Candidates are used to their billboards being attacked and say the current round of vandalism appears to be the work of people "with nothing better to do" rather than political opponents.
Mr Nash said his fire engine was spray-painted with profanities on Tuesday night.
"I've just been down to the guys who do all our sign-writing and they gave me some of the sort of [paint removal] stuff that melts metal and I managed to get it off but it's very disappointing because none of us have time for this," he said.
"I know it's not the Nats doing this and the Nats know it's not Labour [vandalising their signs]. It's just hoons with nothing better to do." He said National and Labour's Napier campaign teams had an agreement to let each other know when they spotted damaged signs, because neither wanted to make the "visual pollution" of campaign hoardings appear worse than it needed to.
National Tukituki MP Craig Foss said while some attacks against his signs in past campaigns had been politically motivated "mostly it's incompetent fools with nothing better to do".
National's Napier candidate, Wayne Walford, said his signage had been attacked and his campaign team worked hard to remove graffiti as soon as possible.
The fact that fences and letterboxes in the vicinity of signs were spray-painted at the same time suggested "it's just people wandering around with a spray can and not very much to do," he said.

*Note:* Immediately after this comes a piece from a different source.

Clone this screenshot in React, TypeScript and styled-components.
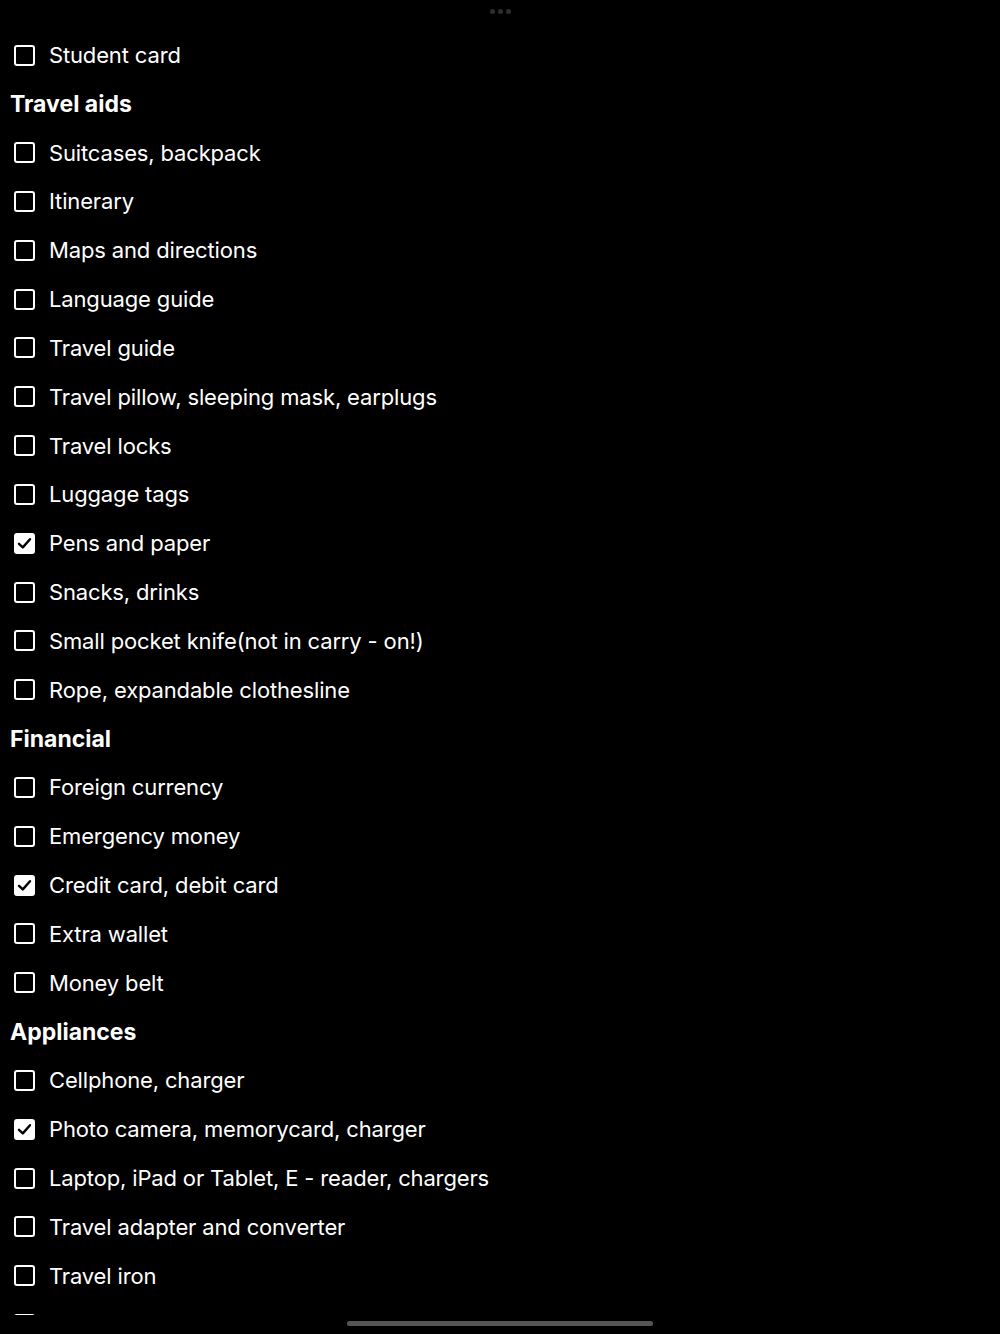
import React from "react";
import styled, { createGlobalStyle } from "styled-components";

const Global = createGlobalStyle`
  html, body { margin: 0; padding: 0; background: #000; }
  body { font-family: Inter, "Noto Sans", sans-serif; color: #fff; }
`;

const Screen = styled.div`
  width: 1000px;
  height: 1334px;
  background: #000;
  position: relative;
  overflow: hidden;
`;

const Grabber = styled.div`
  position: absolute;
  top: 9px;
  left: 0;
  right: 0;
  display: flex;
  justify-content: center;
  gap: 3px;
`;

const Dot = styled.span`
  width: 5px;
  height: 5px;
  border-radius: 50%;
  background: #2e2e2e;
`;

const Scroller = styled.div`
  height: 1315px;
  overflow: hidden;
`;

const List = styled.div`
  display: flex;
  flex-direction: column;
  padding-top: 30.6px;
`;

const Row = styled.div`
  height: 48.84px;
  display: flex;
  align-items: center;
  padding-left: 14px;
  gap: 14px;
  flex-shrink: 0;
`;

const Header = styled.div`
  height: 48.84px;
  display: flex;
  align-items: center;
  padding-left: 10px;
  font-size: 23px;
  font-weight: 700;
  letter-spacing: 0px;
  flex-shrink: 0;
`;

const Box = styled.span<{ $checked?: boolean }>`
  width: 21px;
  height: 21px;
  box-sizing: border-box;
  border: 2px solid #fff;
  border-radius: 3px;
  background: ${(p) => (p.$checked ? "#fff" : "transparent")};
  display: flex;
  align-items: center;
  justify-content: center;
  flex-shrink: 0;
`;

const Label = styled.span`
  font-size: 22px;
  font-weight: 400;
  letter-spacing: -0.15px;
  white-space: nowrap;
`;

const HomeBar = styled.div`
  position: absolute;
  left: 347px;
  width: 306px;
  bottom: 8px;
  height: 5px;
  border-radius: 3px;
  background: #555;
`;

type Item = { h?: string; t?: string; c?: boolean };

const items: Item[] = [
  { t: "Student card" },
  { h: "Travel aids" },
  { t: "Suitcases, backpack" },
  { t: "Itinerary" },
  { t: "Maps and directions" },
  { t: "Language guide" },
  { t: "Travel guide" },
  { t: "Travel pillow, sleeping mask, earplugs" },
  { t: "Travel locks" },
  { t: "Luggage tags" },
  { t: "Pens and paper", c: true },
  { t: "Snacks, drinks" },
  { t: "Small pocket knife(not in carry - on!)" },
  { t: "Rope, expandable clothesline" },
  { h: "Financial" },
  { t: "Foreign currency" },
  { t: "Emergency money" },
  { t: "Credit card, debit card", c: true },
  { t: "Extra wallet" },
  { t: "Money belt" },
  { h: "Appliances" },
  { t: "Cellphone, charger" },
  { t: "Photo camera, memorycard, charger", c: true },
  { t: "Laptop, iPad or Tablet, E - reader, chargers" },
  { t: "Travel adapter and converter" },
  { t: "Travel iron" },
  { t: "" },
];

const Check = () => (
  <svg width="15" height="13" viewBox="0 0 15 13">
    <path d="M2 6.8 L5.8 10.4 L13 2.2" fill="none" stroke="#000" strokeWidth="2.4" strokeLinecap="round" strokeLinejoin="round" />
  </svg>
);

export default function App() {
  return (
    <Screen>
      <Global />
      <Grabber>
        <Dot />
        <Dot />
        <Dot />
      </Grabber>
      <Scroller>
        <List>
          {items.map((it, i) =>
            it.h ? (
              <Header key={i}>{it.h}</Header>
            ) : (
              <Row key={i}>
                <Box $checked={it.c}>{it.c && <Check />}</Box>
                {it.t && <Label>{it.t}</Label>}
              </Row>
            )
          )}
        </List>
      </Scroller>
      <HomeBar />
    </Screen>
  );
}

"I don't think it's a targeted campaign, I think it's just opportunists with a spray can."
Tukituki Labour candidate Anna Lorck said she had only had one sign defaced so far and she had been able to clean it up with turpentine.
Same again, says council, on election hoardings
The Hastings District Council is sticking to the same campaign billboard rules it applied at the last election - despite a short-lived attempt to cut back the amount of political signage in the district this time around, Mayor Lawrence Yule says.
Labour's Tukituki candidate, Anna Lorck, said she took down one of her hoardings in Havelock Rd yesterday after being told it breached council rules restricting the total area for signage allowed on a single property.
The call came after council staff had been out measuring signs.
But Ms Lorck was back at the site putting the sign up again last night after Mr Yule confirmed the district would be consistent with the policy it applied in the 2011 general election and again during last year's local government elections.
The Hastings district plan stipulates that only three square metres of signage, visible in any one direction, is permitted per property during an election campaign, but over the past three years that rule had been interpreted as meaning three square metres per candidate, Mr Yule said.
The "per candidate" dispensation would be applied again this year on the basis that the rules were due to be reviewed in the near future, he said.
"We're giving that dispensation because that's what we did at the last central government election and at last year's local government election. [The dispensation is] on the basis that the signage rules are being reviewed in hearings for our district plan later this year.
"Generally we want to adopt a pretty liberal approach to election signage on the basis that it is part of democracy, they are only up for a three-month period and it is easy for the council to get embroiled in political conflict when we've actually got better things to do with our time."
Ms Lorck said the council had found a "reasoned way" through the issue.
Her political rival in Tukituki, National MP Craig Foss, agreed with Mr Yule's observation that councils had better things to do.
"Hastings District Council have certainly got their clipboards and tape measures out and are working hard. They are entitled to do that although it does seem a wee bit curious," he said.
"Once everything settles down I may make a submission to the rules reduction taskforce announced by [Local Government Minister] Paula Bennett yesterday.
"The rules are the rules and I don't think anyone goes out deliberately to break any rules - but sometimes they are hard to interpret."